[Problem details]
Type out the complete listing below word for word, without its pictures.

[Given information]
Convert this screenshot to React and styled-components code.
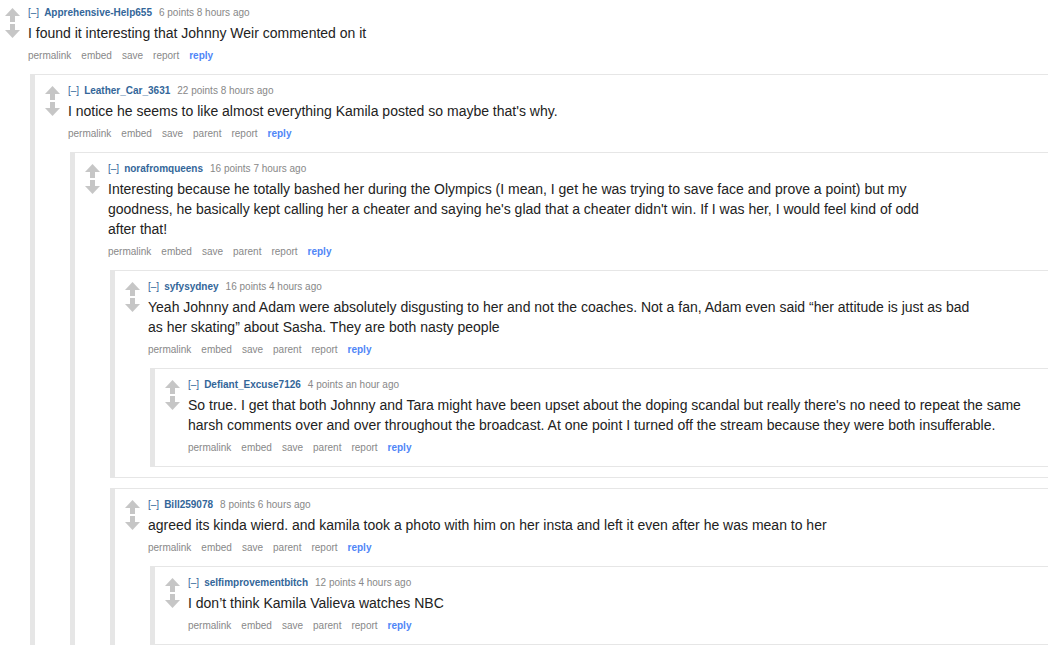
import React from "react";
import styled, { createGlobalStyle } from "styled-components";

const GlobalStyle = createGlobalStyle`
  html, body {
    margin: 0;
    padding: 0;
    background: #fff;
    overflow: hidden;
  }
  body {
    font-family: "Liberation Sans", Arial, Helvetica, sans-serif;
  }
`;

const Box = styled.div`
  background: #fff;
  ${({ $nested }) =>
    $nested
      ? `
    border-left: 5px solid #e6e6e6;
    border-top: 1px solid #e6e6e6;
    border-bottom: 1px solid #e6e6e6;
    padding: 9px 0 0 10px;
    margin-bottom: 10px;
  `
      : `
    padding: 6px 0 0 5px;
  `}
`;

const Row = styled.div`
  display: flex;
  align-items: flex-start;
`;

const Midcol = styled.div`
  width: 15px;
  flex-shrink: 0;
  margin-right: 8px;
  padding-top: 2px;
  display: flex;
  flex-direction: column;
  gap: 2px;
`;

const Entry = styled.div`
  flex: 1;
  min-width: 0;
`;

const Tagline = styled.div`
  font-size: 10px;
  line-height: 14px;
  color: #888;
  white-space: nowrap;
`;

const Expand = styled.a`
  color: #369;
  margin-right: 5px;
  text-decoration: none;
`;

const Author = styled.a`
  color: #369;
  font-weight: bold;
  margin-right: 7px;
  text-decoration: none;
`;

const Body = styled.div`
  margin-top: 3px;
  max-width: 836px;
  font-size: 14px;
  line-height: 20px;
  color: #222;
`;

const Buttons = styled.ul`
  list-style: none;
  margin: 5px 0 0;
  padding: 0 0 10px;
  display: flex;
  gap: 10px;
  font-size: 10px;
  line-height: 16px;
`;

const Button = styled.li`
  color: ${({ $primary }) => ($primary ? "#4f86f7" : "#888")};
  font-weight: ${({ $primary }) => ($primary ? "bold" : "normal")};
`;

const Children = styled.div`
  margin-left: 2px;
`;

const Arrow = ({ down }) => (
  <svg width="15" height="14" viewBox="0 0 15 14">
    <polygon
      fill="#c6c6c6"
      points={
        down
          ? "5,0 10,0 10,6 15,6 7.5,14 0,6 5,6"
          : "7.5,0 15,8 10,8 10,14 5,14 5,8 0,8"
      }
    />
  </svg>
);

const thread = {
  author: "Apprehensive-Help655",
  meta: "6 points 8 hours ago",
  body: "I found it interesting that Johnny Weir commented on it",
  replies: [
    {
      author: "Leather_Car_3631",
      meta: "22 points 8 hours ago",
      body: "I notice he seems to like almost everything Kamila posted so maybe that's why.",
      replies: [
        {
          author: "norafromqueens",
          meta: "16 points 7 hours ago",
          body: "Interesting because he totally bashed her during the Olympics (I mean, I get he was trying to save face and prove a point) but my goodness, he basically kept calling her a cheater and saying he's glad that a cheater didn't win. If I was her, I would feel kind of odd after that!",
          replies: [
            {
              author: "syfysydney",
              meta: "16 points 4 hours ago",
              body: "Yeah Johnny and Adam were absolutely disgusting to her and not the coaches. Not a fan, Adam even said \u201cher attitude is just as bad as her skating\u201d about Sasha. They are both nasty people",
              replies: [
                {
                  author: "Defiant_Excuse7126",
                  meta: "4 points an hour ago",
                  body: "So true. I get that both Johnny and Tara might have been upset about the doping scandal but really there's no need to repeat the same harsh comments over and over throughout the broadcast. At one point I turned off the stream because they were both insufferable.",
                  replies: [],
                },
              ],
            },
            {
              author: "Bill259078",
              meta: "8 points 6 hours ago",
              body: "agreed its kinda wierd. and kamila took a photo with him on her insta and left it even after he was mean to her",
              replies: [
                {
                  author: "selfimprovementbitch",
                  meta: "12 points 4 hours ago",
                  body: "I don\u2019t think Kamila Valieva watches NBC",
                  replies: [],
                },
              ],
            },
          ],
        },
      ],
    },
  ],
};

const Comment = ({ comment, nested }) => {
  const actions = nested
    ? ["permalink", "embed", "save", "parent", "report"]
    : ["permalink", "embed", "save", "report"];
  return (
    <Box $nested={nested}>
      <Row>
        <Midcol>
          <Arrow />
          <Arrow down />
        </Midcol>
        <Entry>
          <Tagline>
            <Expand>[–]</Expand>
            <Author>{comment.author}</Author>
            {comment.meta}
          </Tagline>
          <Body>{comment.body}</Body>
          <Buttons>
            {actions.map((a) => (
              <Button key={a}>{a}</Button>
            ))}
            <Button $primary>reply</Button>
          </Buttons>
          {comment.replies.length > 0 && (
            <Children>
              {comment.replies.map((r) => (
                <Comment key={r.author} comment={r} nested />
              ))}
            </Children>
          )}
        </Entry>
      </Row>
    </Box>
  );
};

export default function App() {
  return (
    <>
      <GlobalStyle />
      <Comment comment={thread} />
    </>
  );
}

[Task result]
Convert this screenshot to React and styled-components code.
import React from "react";
import styled, { createGlobalStyle } from "styled-components";

const GlobalStyle = createGlobalStyle`
  html, body {
    margin: 0;
    padding: 0;
    background: #fff;
    overflow: hidden;
  }
  body {
    font-family: "Liberation Sans", Arial, Helvetica, sans-serif;
  }
`;

const Box = styled.div`
  background: #fff;
  ${({ $nested }) =>
    $nested
      ? `
    border-left: 5px solid #e6e6e6;
    border-top: 1px solid #e6e6e6;
    border-bottom: 1px solid #e6e6e6;
    padding: 9px 0 0 10px;
    margin-bottom: 10px;
  `
      : `
    padding: 6px 0 0 5px;
  `}
`;

const Row = styled.div`
  display: flex;
  align-items: flex-start;
`;

const Midcol = styled.div`
  width: 15px;
  flex-shrink: 0;
  margin-right: 8px;
  padding-top: 2px;
  display: flex;
  flex-direction: column;
  gap: 2px;
`;

const Entry = styled.div`
  flex: 1;
  min-width: 0;
`;

const Tagline = styled.div`
  font-size: 10px;
  line-height: 14px;
  color: #888;
  white-space: nowrap;
`;

const Expand = styled.a`
  color: #369;
  margin-right: 5px;
  text-decoration: none;
`;

const Author = styled.a`
  color: #369;
  font-weight: bold;
  margin-right: 7px;
  text-decoration: none;
`;

const Body = styled.div`
  margin-top: 3px;
  max-width: 836px;
  font-size: 14px;
  line-height: 20px;
  color: #222;
`;

const Buttons = styled.ul`
  list-style: none;
  margin: 5px 0 0;
  padding: 0 0 10px;
  display: flex;
  gap: 10px;
  font-size: 10px;
  line-height: 16px;
`;

const Button = styled.li`
  color: ${({ $primary }) => ($primary ? "#4f86f7" : "#888")};
  font-weight: ${({ $primary }) => ($primary ? "bold" : "normal")};
`;

const Children = styled.div`
  margin-left: 2px;
`;

const Arrow = ({ down }) => (
  <svg width="15" height="14" viewBox="0 0 15 14">
    <polygon
      fill="#c6c6c6"
      points={
        down
          ? "5,0 10,0 10,6 15,6 7.5,14 0,6 5,6"
          : "7.5,0 15,8 10,8 10,14 5,14 5,8 0,8"
      }
    />
  </svg>
);

const thread = {
  author: "Apprehensive-Help655",
  meta: "6 points 8 hours ago",
  body: "I found it interesting that Johnny Weir commented on it",
  replies: [
    {
      author: "Leather_Car_3631",
      meta: "22 points 8 hours ago",
      body: "I notice he seems to like almost everything Kamila posted so maybe that's why.",
      replies: [
        {
          author: "norafromqueens",
          meta: "16 points 7 hours ago",
          body: "Interesting because he totally bashed her during the Olympics (I mean, I get he was trying to save face and prove a point) but my goodness, he basically kept calling her a cheater and saying he's glad that a cheater didn't win. If I was her, I would feel kind of odd after that!",
          replies: [
            {
              author: "syfysydney",
              meta: "16 points 4 hours ago",
              body: "Yeah Johnny and Adam were absolutely disgusting to her and not the coaches. Not a fan, Adam even said \u201cher attitude is just as bad as her skating\u201d about Sasha. They are both nasty people",
              replies: [
                {
                  author: "Defiant_Excuse7126",
                  meta: "4 points an hour ago",
                  body: "So true. I get that both Johnny and Tara might have been upset about the doping scandal but really there's no need to repeat the same harsh comments over and over throughout the broadcast. At one point I turned off the stream because they were both insufferable.",
                  replies: [],
                },
              ],
            },
            {
              author: "Bill259078",
              meta: "8 points 6 hours ago",
              body: "agreed its kinda wierd. and kamila took a photo with him on her insta and left it even after he was mean to her",
              replies: [
                {
                  author: "selfimprovementbitch",
                  meta: "12 points 4 hours ago",
                  body: "I don\u2019t think Kamila Valieva watches NBC",
                  replies: [],
                },
              ],
            },
          ],
        },
      ],
    },
  ],
};

const Comment = ({ comment, nested }) => {
  const actions = nested
    ? ["permalink", "embed", "save", "parent", "report"]
    : ["permalink", "embed", "save", "report"];
  return (
    <Box $nested={nested}>
      <Row>
        <Midcol>
          <Arrow />
          <Arrow down />
        </Midcol>
        <Entry>
          <Tagline>
            <Expand>[–]</Expand>
            <Author>{comment.author}</Author>
            {comment.meta}
          </Tagline>
          <Body>{comment.body}</Body>
          <Buttons>
            {actions.map((a) => (
              <Button key={a}>{a}</Button>
            ))}
            <Button $primary>reply</Button>
          </Buttons>
          {comment.replies.length > 0 && (
            <Children>
              {comment.replies.map((r) => (
                <Comment key={r.author} comment={r} nested />
              ))}
            </Children>
          )}
        </Entry>
      </Row>
    </Box>
  );
};

export default function App() {
  return (
    <>
      <GlobalStyle />
      <Comment comment={thread} />
    </>
  );
}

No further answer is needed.